Brittle-ductile behavior of single crystals of MoSi 2

MoSi 2 is a candidate material to be used in oxidizing environments at temperatures higher than the upper limit for Ni-base superalloys (1100–1200°C). Recently, single crystals of MoSi 2 with orientations other than [001] have been found to exhibit plastic flow at temperatures as low as room temperature, while [001]-oriented crystals exhibit appreciable plastic deformation only above 900°C. Five slip systems, {110)〈111], {011)〈100], {010)〈100], {023)〈100] and {013)〈331], have been identified to be operative in MoSi 2 single crystals, depending on crystal orientation. Only {013,〈331] has a non-zero Schmid factor for the exact [001] orientation. However, the critical resolved shear stress for the slip system strongly depends on crystal orientation, in particular near [001]. It drastically increases as the compression axis approaches to [001]. Thus, [001]-oriented crystals can hardly be deformed at low temperatures.
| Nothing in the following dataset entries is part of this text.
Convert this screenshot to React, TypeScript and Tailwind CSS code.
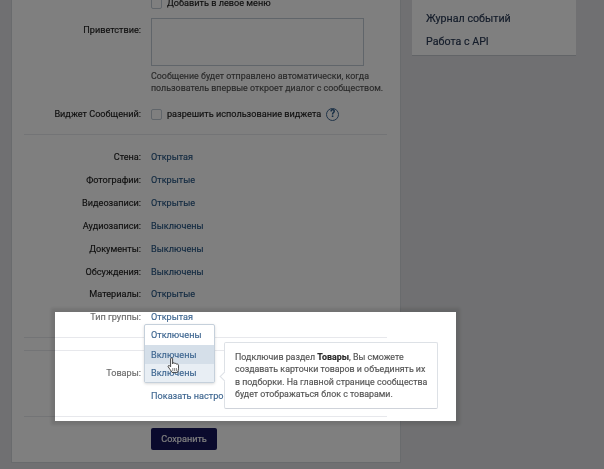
import React from "react";

const font = { fontFamily: "Roboto, 'Liberation Sans', sans-serif" };

const settings = [
  { label: "Стена:", value: "Открытая" },
  { label: "Фотографии:", value: "Открытые" },
  { label: "Видеозаписи:", value: "Открытые" },
  { label: "Аудиозаписи:", value: "Выключены" },
  { label: "Документы:", value: "Выключены" },
  { label: "Обсуждения:", value: "Выключены" },
  { label: "Материалы:", value: "Открытые" },
];

function Checkbox() {
  return <span className="block w-[11px] h-[11px] shrink-0 rounded-[2px] border border-[#c0cad5] bg-white" />;
}

function Row({ label, children, className = "" }: { label: string; children: React.ReactNode; className?: string }) {
  return (
    <div className={`flex items-center ${className}`}>
      <div className="w-[129px] text-right shrink-0 whitespace-nowrap">{label}</div>
      <div className="ml-[10px] flex items-center min-w-0">{children}</div>
    </div>
  );
}

function Divider({ className = "" }: { className?: string }) {
  return <div className={`ml-[12px] w-[363px] h-px bg-[#e7e8ec] ${className}`} />;
}

export default function App() {
  return (
    <div
      className="relative w-[604px] h-[469px] overflow-hidden bg-[#e0e1e4] flex items-start pl-[11px] text-[9.15px] leading-[12px] blur-[0.35px] [-webkit-text-stroke:0.15px]"
      style={font}
    >
      {/* settings form */}
      <div className="w-[390px] h-[463px] shrink-0 bg-white border-x border-b border-[#d3d6db] text-[#222]">
        <div className="flex items-center ml-[139px] mt-[-3px] h-[12px]">
          <Checkbox />
          <span className="ml-[5px]">Добавить в левое меню</span>
        </div>
        <div className="flex mt-[9px]">
          <div className="w-[129px] text-right pt-[6px]">Приветствие:</div>
          <div className="ml-[10px]">
            <div className="w-[213px] h-[48px] bg-white border border-[#c0cad5]" />
            <p className="mt-[4px] w-[240px] text-[#555] text-[8.9px] whitespace-nowrap">
              Сообщение будет отправлено автоматически, когда
              <br />
              пользователь впервые откроет диалог с сообществом.
            </p>
          </div>
        </div>
        <Row label="Виджет Сообщений:" className="mt-[10px] h-[20px]">
          <Checkbox />
          <span className="ml-[5px] whitespace-nowrap">разрешить использование виджета</span>
          <span className="ml-[5px] w-[13px] h-[13px] rounded-full border border-[#3f6791] text-[#2a5885] flex items-center justify-center text-[10px] font-bold leading-none">
            ?
          </span>
        </Row>
        <Divider className="mt-[10px]" />
        <div className="mt-[11px] flex flex-col">
          {settings.map((s) => (
            <Row key={s.label} label={s.label} className="h-[22.85px]">
              <span className="text-[#2a5885]">{s.value}</span>
            </Row>
          ))}
        </div>
        <Divider className="mt-[31px]" />
        <Divider className="mt-[12px]" />
        <Divider className="mt-[65px]" />
        <button className="block ml-[139px] mt-[11px] w-[66px] h-[22px] rounded-[2px] bg-[#14145a] text-white text-[9.15px]">
          Сохранить
        </button>
      </div>

      {/* right menu */}
      <div className="ml-[11px] w-[164px] h-[56px] shrink-0 bg-white border-b border-[#c5c8cf] text-[#2a3a55] text-[10.7px] pl-[14px] pt-[13px] flex flex-col gap-[10.5px]">
        <span>Журнал событий</span>
        <span>Работа с API</span>
      </div>

      {/* highlighted part of the form, everything around it is dimmed */}
      <div className="absolute left-[55px] top-[312px] w-[401px] h-[109px] bg-white shadow-[0_0_0_9999px_rgba(0,0,0,0.5),0_0_3px_4px_rgba(0,0,0,0.1)] text-[#6c6c6c]">
        <div className="flex items-center h-[8px] pt-[1px]">
          <div className="w-[86px] text-right whitespace-nowrap">Тип группы:</div>
          <span className="ml-[10px] text-[#3f6791]">Открытая</span>
        </div>
        <div className="mt-[17px] w-[332px] h-px bg-[#e7e8ec]" />
        <div className="mt-[12px] w-[332px] h-px bg-[#e7e8ec]" />
        <div className="flex items-center mt-[16px] h-[12px]">
          <div className="w-[86px] text-right">Товары:</div>
        </div>
        <div className="ml-[96px] mt-[11px] text-[#3f6791] whitespace-nowrap">Показать настройки</div>
        <div className="mt-[14px] w-[332px] h-px bg-[#e7e8ec]" />

        {/* dropdown */}
        <div className="absolute left-[89px] top-[12px] w-[71px] bg-white border border-[#c5d0db] rounded-[2px] shadow-[0_1px_3px_rgba(0,0,0,0.15)] text-[#3f6791]">
          <div className="h-[20px] pl-[6px] flex items-center">Отключены</div>
          <div className="h-[19px] pl-[6px] flex items-center bg-[#d5dfe9]">Включены</div>
          <div className="h-[18px] pl-[6px] flex items-center bg-[#e8eef4]">Включены</div>
        </div>

        {/* cursor */}
        <svg className="absolute left-[112px] top-[45px]" width="14" height="17" viewBox="0 0 14 17">
          <path
            d="M3.6 1.8c0-1.2 2-1.2 2 0v5l.4-.9c1 -.3 1.7 0 1.8.7.8-.4 1.6-.2 1.8.6.9-.4 1.8 0 1.9 1v3.6c0 1.6-.6 2.5-1 3.6H5c-.6-1.3-3-4.2-3.8-5.6-.5-1 .7-1.8 1.5-1l.9 1z"
            fill="#fff"
            stroke="#333"
            strokeWidth="0.9"
            strokeLinejoin="round"
          />
          <path d="M5.8 11v3M7.6 11v3M9.4 11v3" stroke="#333" strokeWidth="0.6" />
        </svg>

        {/* tooltip */}
        <div className="absolute left-[169px] top-[30px] w-[214px] h-[67px] bg-white border border-[#dde1e6] border-b-[#cfd3da] rounded-[2px] pl-[10px] pt-[8px] text-[#555] text-[8.85px] leading-[12.3px] whitespace-nowrap">
          Подключив раздел <b className="font-bold text-[#2b2b2b]">Товары</b>, Вы сможете
          <br />
          создавать карточки товаров и объединять их
          <br />
          в подборки. На главной странице сообщества
          <br />
          будет отображаться блок с товарами.
          <span className="absolute left-[-4px] top-[30px] w-[7px] h-[7px] rotate-45 bg-white border-l border-b border-[#dde1e6]" />
        </div>
      </div>
    </div>
  );
}
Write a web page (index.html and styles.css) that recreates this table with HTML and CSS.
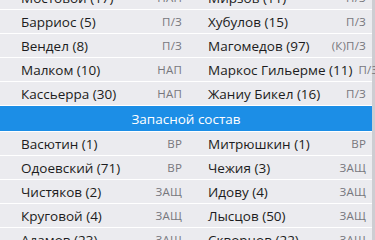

First the results of such deformation experiments of single crystals of MoSi 2 are summarized. Finally the results of our recent study of the behavior of Si vacancies and their clusters in MoSi 2 single crystals by positron lifetime spectrometry are summarized. The recovery of electron irradiated specimens begins at 240 K and is completed at 800 K. Thus, Si vacancies in MoSi 2 become mobile at relatively low temperatures. The implications of these results for the deformation of MoSi 2 are briefly discussed.